The Coupling Relationship between Internal Work Processes and Symbolic Displays within an Institutionalized Organization
Posted: 13 Jan 1998
Date Written: September 1997
Two key properties of organizations have long been widely recognized and studied: the technical processes by which organizational work processes are carried out, and the symbolic display of formal structure as a strategy for gaining legitimacy with external constituents. For example, it has been proposed that these two properties are "decoupled" from one another to permit effective organizational functioning. It has also been proposed that they are "loosely coupled" with one another. Nevertheless, we still have relatively little understanding of how these two properties relate to one another. The study reported in this article draws upon three theoretical perspectives - the sociology of professions, institutional theory and loose coupling - and empirically examines the nature of the relationship between the technical processes by which organizational members are coordinated and controlled, and the manner in which an organization symbolically demonstrates its commitment to a rational course of action.
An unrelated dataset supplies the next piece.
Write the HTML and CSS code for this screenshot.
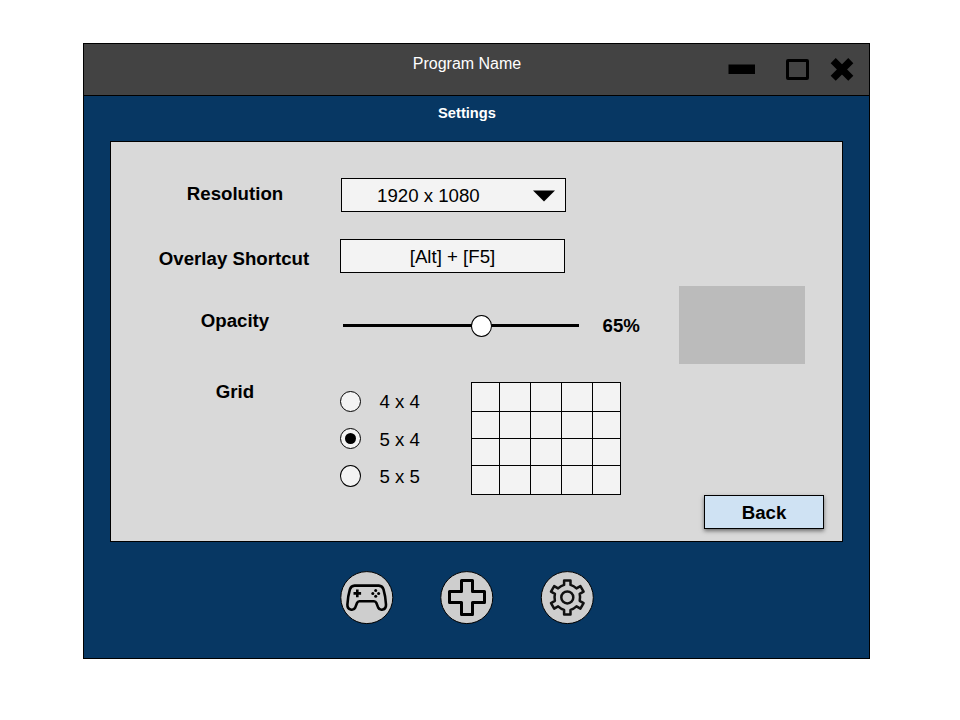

To evaluate these research issues, we administered a test instrument to ninety-six audit teams in the U.S. General Accounting Office (GAO). Statistical results obtained using the Linear Structural Relations Model (LISREL) suggest that the symbolic display of formal structure is loosely coupled with the process by which audit team members are coordinated and controlled. It also appears that such symbolic displays complexity shape what audit team members come to accept as the GAO's reality.